McClendon majored in European history at Yale, then received MA
and PhD degrees in European history from Stanford. She is married
and has three cats. McClendon was born in New York City and grew
up in Canarsie. She still considers herself “a hardened New
Yorker,” but adds, “I have to confess I love LA.”
Her fondest memory of BFS is “everything,” she said
in a telephone interview from her West Coast home. “I wax
ecstatic about it whenever I have the opportunity. I came in 1970,
I was in 6th grade.” Her sister Margot also attended BFS
and graduated two years after her. “I miss the teachers.
They always took you seriously, no matter how much of a jerk you
were being. At Brooklyn Friends I learned how to be a human being.
I try to do the same for my students.” In particular she
recalls Madame Davis, who recently passed away. “I stopped
studying French when I got to college because no one was as good
as Madame Davis.”
She also remembers her in-house community service work at the
school, which in her day was structured differently than now. “I
pushed a broom twice a week.

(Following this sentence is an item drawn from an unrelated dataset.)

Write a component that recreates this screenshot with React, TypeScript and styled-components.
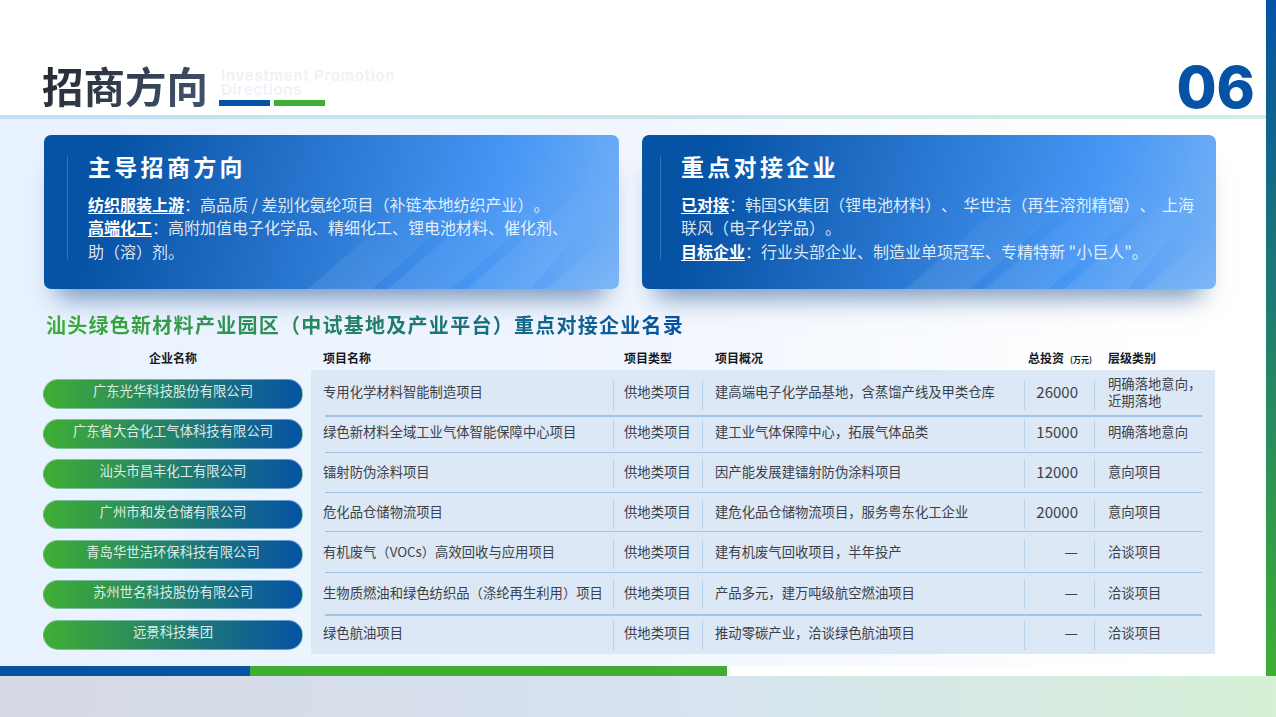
import * as React from "react";
import styled, { createGlobalStyle } from "styled-components";

const blue = "#0652a5";
const green = "#3fae33";
const cjk = `"Noto Sans CJK SC", "Noto Sans", sans-serif`;

const GlobalStyle = createGlobalStyle`
  html, body {
    margin: 0;
    padding: 0;
    background: #fff;
    overflow: hidden;
  }
`;

const Page = styled.div`
  width: 1276px;
  height: 717px;
  display: flex;
  flex-direction: column;
  font-family: ${cjk};
  text-spacing-trim: space-all;
  overflow: hidden;
`;

const Upper = styled.div`
  height: 676px;
  display: flex;
`;

const Main = styled.div`
  flex: 1;
  min-width: 0;
  display: flex;
  flex-direction: column;
`;

const SideBar = styled.div`
  width: 10px;
  background: linear-gradient(180deg, ${blue} 0%, ${green} 100%);
`;

const Header = styled.header`
  height: 115px;
  flex: none;
  box-sizing: border-box;
  padding: 0 11px 0 42px;
  display: flex;
  align-items: flex-start;
  background: #fff;
`;

const Title = styled.h1`
  margin: 56px 0 0;
  font-size: 41.5px;
  line-height: 58px;
  font-weight: 700;
  background: linear-gradient(135deg, #23272e 0%, #435670 100%);
  -webkit-background-clip: text;
  background-clip: text;
  color: transparent;
`;

const TitleSide = styled.div`
  margin: 69px 0 0 11px;
  width: 190px;
`;

const EnglishTitle = styled.div`
  padding-left: 2px;
  font-family: Inter, sans-serif;
  font-size: 15px;
  line-height: 14px;
  font-weight: 600;
  letter-spacing: 0.75px;
  color: #eef2f7;
`;

const TitleBars = styled.div`
  display: flex;
  gap: 4px;
  margin-top: 3px;
`;

const TitleBar = styled.span<{ $color: string }>`
  width: 51px;
  height: 6px;
  background: ${(p) => p.$color};
`;

const PageNumber = styled.div`
  margin: 52px 0 0 auto;
  font-family: Inter, sans-serif;
  font-size: 58px;
  line-height: 70px;
  font-weight: 800;
  color: ${blue};
`;

const HeaderRule = styled.div`
  height: 4px;
  flex: none;
  background: linear-gradient(90deg, #c4def9 0%, #c8e5ea 55%, #d2f0dc 100%);
`;

const Content = styled.main`
  flex: 1;
  min-height: 0;
  box-sizing: border-box;
  padding: 16px 50px 0 44px;
  background: linear-gradient(90deg, #e8f2fe 0%, #f1f6fe 50%, #ffffff 92%);
`;

const Cards = styled.section`
  display: grid;
  grid-template-columns: 575px 574px;
  gap: 23px;
`;

const Card = styled.article<{ $inset: number }>`
  position: relative;
  height: 154px;
  box-sizing: border-box;
  padding: 23px 0 0 ${(p) => p.$inset}px;
  border-radius: 7px;
  background: linear-gradient(105deg, ${blue} 12%, #4696f4 76%, #76b2f6 100%);
  box-shadow: 0 22px 24px -14px rgba(6, 62, 130, 0.55);
`;

const Streaks = styled.svg`
  position: absolute;
  inset: 0;
  width: 100%;
  height: 100%;
  border-radius: 7px;
`;

const CardInner = styled.div`
  position: relative;
  height: 103px;
  padding-left: 20px;
  border-left: 1px solid rgba(255, 255, 255, 0.2);
`;

const CardTitle = styled.h2`
  margin: -2px 0 0;
  font-size: 23px;
  line-height: 20px;
  font-weight: 700;
  letter-spacing: 3.3px;
  color: #fff;
`;

const CardText = styled.p`
  margin: 17px 0 0;
  font-size: 16px;
  line-height: 23.4px;
  white-space: nowrap;
  color: rgba(255, 255, 255, 0.86);
`;

const Lead = styled.strong`
  font-weight: 700;
  color: #fff;
  text-decoration: underline;
  text-underline-offset: 2px;
`;

const Pause = styled.span`
  margin-right: 6.5px;
`;

const SectionTitle = styled.h2`
  margin: 21px 0 0 2px;
  width: max-content;
  font-size: 20px;
  line-height: 30px;
  font-weight: 700;
  letter-spacing: 1.27px;
  background: linear-gradient(90deg, ${green} 0%, ${blue} 100%);
  -webkit-background-clip: text;
  background-clip: text;
  color: transparent;
`;

const Directory = styled.section`
  display: grid;
  grid-template-columns: 260px 904px;
  column-gap: 8px;
  margin: 6px 0 0 -1px;
`;

const ColumnHead = styled.div<{ $center?: boolean }>`
  height: 24px;
  font-size: 12px;
  line-height: 24px;
  font-weight: 700;
  color: #16191e;
  text-align: ${(p) => (p.$center ? "center" : "left")};
`;

const ProjectHead = styled(ColumnHead)`
  display: grid;
  grid-template-columns: 301px 91px 313px 80px 1fr;
  padding-left: 12px;
`;

const Unit = styled.small`
  margin-left: 6px;
  font-size: 8px;
  font-weight: 700;
`;

const Pills = styled.div`
  display: flex;
  flex-direction: column;
  gap: 10.7px;
  padding-top: 9px;
`;

const Pill = styled.div`
  height: 29.5px;
  box-sizing: border-box;
  border-radius: 15px;
  border: 1px solid rgba(190, 220, 250, 0.5);
  background: linear-gradient(90deg, ${green} 0%, ${blue} 100%);
  font-size: 13.35px;
  line-height: 22px;
  text-align: center;
  color: rgba(255, 255, 255, 0.86);
`;

const Panel = styled.div`
  height: 284px;
  padding: 0 13px 0 14px;
  background: #dce8f5;
`;

const Row = styled.div<{ $height: number; $top: number; $rule: number }>`
  height: ${(p) => p.$height}px;
  box-sizing: border-box;
  padding-top: ${(p) => p.$top}px;
  border-bottom: ${(p) => p.$rule}px solid #a3c3e6;
  display: grid;
  grid-template-columns: 288px 89px 322px 70px 1fr;
  grid-auto-rows: 29px;
  font-size: 13.33px;
  color: #3c4149;
`;

const Cell = styled.div<{ $lift: number }>`
  display: flex;
  align-items: center;
  box-sizing: border-box;
  padding: 0 0 ${(p) => p.$lift * 2}px 10px;
  border-left: 1px solid #b8d0ea;
  line-height: 17px;
  white-space: pre-line;
`;

const NameCell = styled(Cell)`
  margin-left: -2px;
  padding-left: 0;
  border-left: none;
`;

const BriefCell = styled(Cell)`
  padding-left: 12px;
`;

const MoneyCell = styled(Cell)`
  justify-content: flex-end;
  padding-left: 0;
  padding-right: 16px;
  font-size: 15px;
`;

const LevelCell = styled(Cell)`
  padding-left: 13px;
`;

const rows = [
  { name: "专用化学材料智能制造项目", brief: "建高端电子化学品基地，含蒸馏产线及甲类仓库", money: "26000", level: "明确落地意向，\n近期落地", height: 47, top: 11, rule: 2, lift: 4 },
  { name: "绿色新材料全域工业气体智能保障中心项目", brief: "建工业气体保障中心，拓展气体品类", money: "15000", level: "明确落地意向", height: 36, top: 3, rule: 1, lift: 3 },
  { name: "镭射防伪涂料项目", brief: "因产能发展建镭射防伪涂料项目", money: "12000", level: "意向项目", height: 40, top: 6, rule: 1, lift: 2 },
  { name: "危化品仓储物流项目", brief: "建危化品仓储物流项目，服务粤东化工企业", money: "20000", level: "意向项目", height: 39, top: 7, rule: 1, lift: 3 },
  { name: "有机废气（VOCs）高效回收与应用项目", brief: "建有机废气回收项目，半年投产", money: "—", level: "洽谈项目", height: 41, top: 8, rule: 1, lift: 3 },
  { name: "生物质燃油和绿色纺织品（涤纶再生利用）项目", brief: "产品多元，建万吨级航空燃油项目", money: "—", level: "洽谈项目", height: 43, top: 7, rule: 2, lift: 2 },
  { name: "绿色航油项目", brief: "推动零碳产业，洽谈绿色航油项目", money: "—", level: "洽谈项目", height: 38, top: 5, rule: 0, lift: 3 },
];

const companies = [
  "广东光华科技股份有限公司",
  "广东省大合化工气体科技有限公司",
  "汕头市昌丰化工有限公司",
  "广州市和发仓储有限公司",
  "青岛华世洁环保科技有限公司",
  "苏州世名科技股份有限公司",
  "远景科技集团",
];

const AccentBar = styled.div`
  height: 10px;
  flex: none;
  width: 727px;
  display: flex;
  background: ${green};
`;

const AccentBlue = styled.span`
  width: 250px;
  background: ${blue};
`;

const BottomBand = styled.footer`
  height: 41px;
  flex: none;
  background: linear-gradient(90deg, #d5d9e4 0%, #d7e3f0 55%, #d5f0d6 100%);
`;

const CardStreaks: React.FC<{ id: string }> = ({ id }) => (
  <Streaks viewBox="0 0 575 154" preserveAspectRatio="none" aria-hidden="true">
    <defs>
      <linearGradient id={id} x1="0" y1="1" x2="0.35" y2="0">
        <stop offset="0" stopColor="#fff" stopOpacity="0.09" />
        <stop offset="1" stopColor="#fff" stopOpacity="0" />
      </linearGradient>
    </defs>
    <path d="M264 154 L408 28 L472 28 L328 154 Z" fill={`url(#${id})`} />
    <path d="M344 154 L488 28 L552 28 L407 154 Z" fill={`url(#${id})`} />
    <path d="M423 154 L567 28 L575 28 L575 46 L487 154 Z" fill={`url(#${id})`} />
    <path d="M503 154 L575 90 L575 154 Z" fill={`url(#${id})`} />
  </Streaks>
);

export default function App() {
  return (
    <Page>
      <GlobalStyle />
      <Upper>
        <Main>
          <Header>
            <Title>招商方向</Title>
            <TitleSide>
              <EnglishTitle>Investment Promotion Directions</EnglishTitle>
              <TitleBars>
                <TitleBar $color={blue} />
                <TitleBar $color={green} />
              </TitleBars>
            </TitleSide>
            <PageNumber>06</PageNumber>
          </Header>
          <HeaderRule />
          <Content>
            <Cards>
              <Card $inset={23}>
                <CardStreaks id="streak-left" />
                <CardInner>
                  <CardTitle>主导招商方向</CardTitle>
                  <CardText>
                    <Lead>纺织服装上游</Lead>：高品质 / 差别化氨纶项目（补链本地纺织产业）。
                    <br />
                    <Lead>高端化工</Lead>：高附加值电子化学品、精细化工、锂电池材料、催化剂、
                    <br />
                    助（溶）剂。
                  </CardText>
                </CardInner>
              </Card>
              <Card $inset={18}>
                <CardStreaks id="streak-right" />
                <CardInner>
                  <CardTitle>重点对接企业</CardTitle>
                  <CardText>
                    <Lead>已对接</Lead>：韩国SK集团（锂电池材料）<Pause>、</Pause>华世洁（再生溶剂精馏）<Pause>、</Pause>上海
                    <br />
                    联风（电子化学品）。
                    <br />
                    <Lead>目标企业</Lead>：行业头部企业、制造业单项冠军、专精特新 "小巨人"。
                  </CardText>
                </CardInner>
              </Card>
            </Cards>
            <SectionTitle>
              汕头绿色新材料产业园区（中试基地及产业平台）重点对接企业名录
            </SectionTitle>
            <Directory>
              <div>
                <ColumnHead $center>企业名称</ColumnHead>
                <Pills>
                  {companies.map((name) => (
                    <Pill key={name}>{name}</Pill>
                  ))}
                </Pills>
              </div>
              <div>
                <ProjectHead>
                  <span>项目名称</span>
                  <span>项目类型</span>
                  <span>项目概况</span>
                  <span>
                    总投资<Unit>(万元)</Unit>
                  </span>
                  <span>层级类别</span>
                </ProjectHead>
                <Panel>
                  {rows.map((row) => (
                    <Row key={row.name} $height={row.height} $top={row.top} $rule={row.rule}>
                      <NameCell $lift={row.lift}>{row.name}</NameCell>
                      <Cell $lift={row.lift}>供地类项目</Cell>
                      <BriefCell $lift={row.lift}>{row.brief}</BriefCell>
                      <MoneyCell $lift={row.lift}>{row.money}</MoneyCell>
                      <LevelCell $lift={row.lift}>{row.level}</LevelCell>
                    </Row>
                  ))}
                </Panel>
              </div>
            </Directory>
          </Content>
          <AccentBar>
            <AccentBlue />
          </AccentBar>
        </Main>
        <SideBar />
      </Upper>
      <BottomBand />
    </Page>
  );
}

I also worked in the Lower School.” Her
classmates “worked in the cafeteria, they also worked at
the front desk, we were everywhere in the building.”
She advises current BFS students that the best thing for them
to take away from their experience here is a sense of “how
to live in the world, to learn about your community and your role
in it. Community service is the greatest gift you can give.”